Monday, January 27, 2014

Strength of Materials

Mechanics of materials, also called strength of materials, is a subject which deals with the behavior of solid objects subject to stresses and strains. The complete theory began with the consideration of the behavior of one and two dimensional members of structures, whose states of stress can be approximated as two dimensional, and was then generalized to three dimensions to develop a more complete theory of the elastic and plastic behavior of materials. An important founding pioneer in mechanics of materials was Stephen Timoshenko.

The study of strength of materials often refers to various methods of calculating the stresses and strains in structural members, such as beams, columns, and shafts. The methods employed to predict the response of a structure under loading and its susceptibility to various failure modes takes into account the properties of the materials such as its yield strength, ultimate strength,Young’s Modulus, and Poisson’s ratio; in addition the mechanical element's macroscopic properties (geometric properties), such as it length, width, thickness, boundary constraints and abrupt changes in geometry such as holes are considered.

Definition
In materials science, the strength of a material is its ability to withstand an applied stress without failure. The field of strength of materials deals with forces and deformations that result from their acting on a material. A load applied to a mechanical member will induce internal forces within the member called stresses when those forces are expressed on a unit basis. The stresses acting on the material cause deformation of the material. Deformation of the material is called strain when those deformations too are placed on a unit basis. The applied loads may be axial (tensile or compressive), or shear. The stresses and strains that develop within a mechanical member must be calculated in order to assess the load capacity of that member. This requires a complete description of the geometry of the member, its constraints, the loads applied to the member and the properties of the material of which the member is composed. With a complete description of the loading and the geometry of the member, the state of stress and of state of strain at any point within the member can be calculated. Once the state of stress and strain within the member is known, the strength (load carrying capacity) of that member, its deformations (stiffness qualities), and its stability (ability to maintain its original configuration) can be calculated. The calculated stresses may then be compared to some measure of the strength of the member such as its material yield or ultimate strength. The calculated deflection of the member may be compared to a deflection criteria that is based on the member's use. The calculated buckling load of the member may be compared to the applied load. The calculated stiffness and mass distribution of the member may be used to calculate the member's dynamic response and then compared to the acoustic environment in which it will be used.

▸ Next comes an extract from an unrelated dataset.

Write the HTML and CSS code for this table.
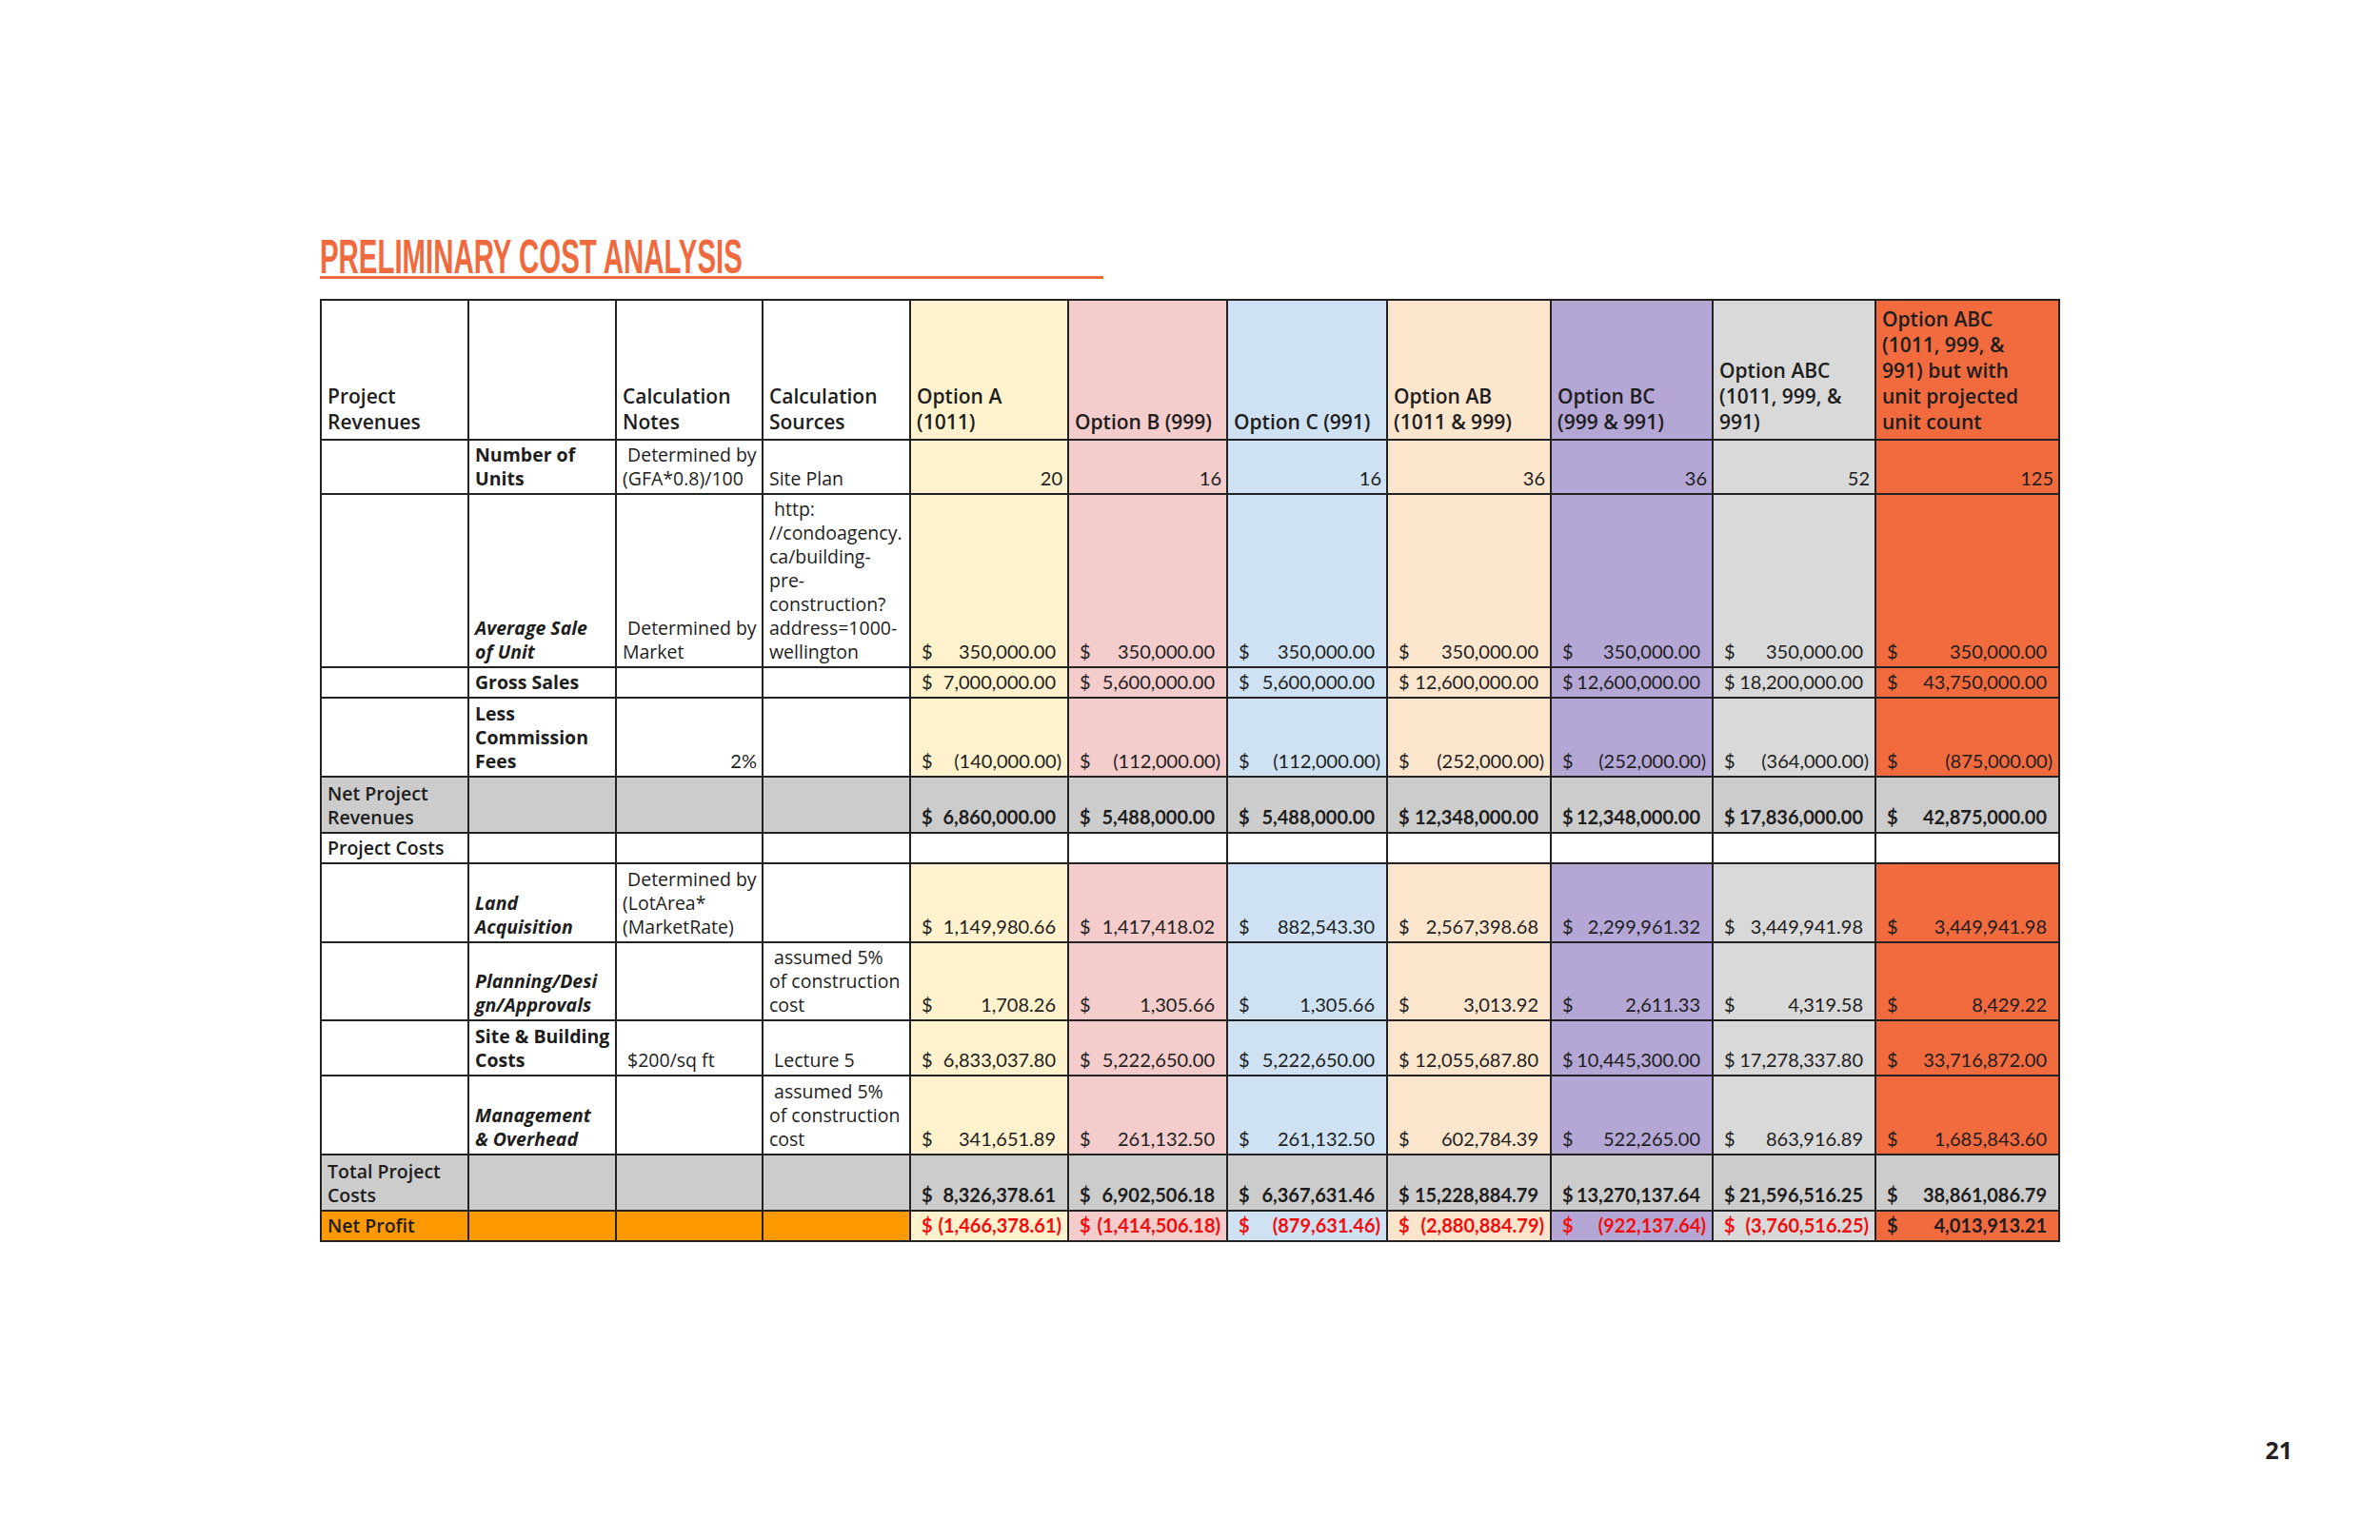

Material strength refers to the point on the engineering stress-strain curve (yield stress) beyond which the material experiences deformations that will not be completely reversed upon removal of the loading and as a result the member will have a permanent deflection. The ultimate strength refers to the point on the engineering stress-strain curve corresponding to the stress that produces fracture.

Failure Theories
There are four important failure theories: maximum shear stress theory, maximum normal stress theory, maximum strain energy theory, and maximum distortion energy theory. Out of these four theories of failure, the maximum normal stress theory is only applicable for brittle materials, and the remaining three theories are applicable for ductile materials. Of the latter three, the distortion energy theory provides most accurate results in majority of the stress conditions. The strain energy theory needs the value of Poisson’s ratio of the part material, which is often not readily available. The maximum shear stress theory is conservative. For simple unidirectional normal stresses all theories are equivalent, which means all theories will give the same result.
  • Maximum Shear stress Theory- This theory postulates that failure will occur if the magnitude of the maximum shear stress in the part exceeds the shear strength of the material determined from uniaxial testing.
  • Maximum normal stress theory - This theory postulates that failure will occur if the maximum normal stress in the part exceeds the ultimate tensile stress of the material as determined from uniaxial testing. This theory deals with brittle materials only. The maximum tensile stress should be less than or equal to ultimate tensile stress divided by factor of safety. The magnitude of the maximum compressive stress should be less than ultimate compressive stress divided by factor of safety.
  • Maximum strain energy theory - This theory postulates that failure will occur when the strain energy per unit volume due to the applied stresses in a part equals the strain energy per unit volume at the yield point in uniaxial testing.
  • Maximum distortion energy theory - This theory is also known as shear energy theory or von Mises hencky theory. This theory postulates that failure will occur when the distortion energy per unit volume due to the applied stresses in a part equals the distortion energy per unit volume at the yield point in uniaxial testing. The total elastic energy due to strain can be divided into two parts: one part causes change in volume, and the other part causes change in shape. Distortion energy is the amount of energy that is needed to change the shape.
  • Fracture mechanics was established by Alan Arnold Griffith and George Rankine Irwin. This important theory is also known as numeric conversion of toughness of material in the case of crack existence.
  • Fractology was proposed by Takeo Yokobori because each fracture law, including creep rupture criterion, must be combined nonlinially.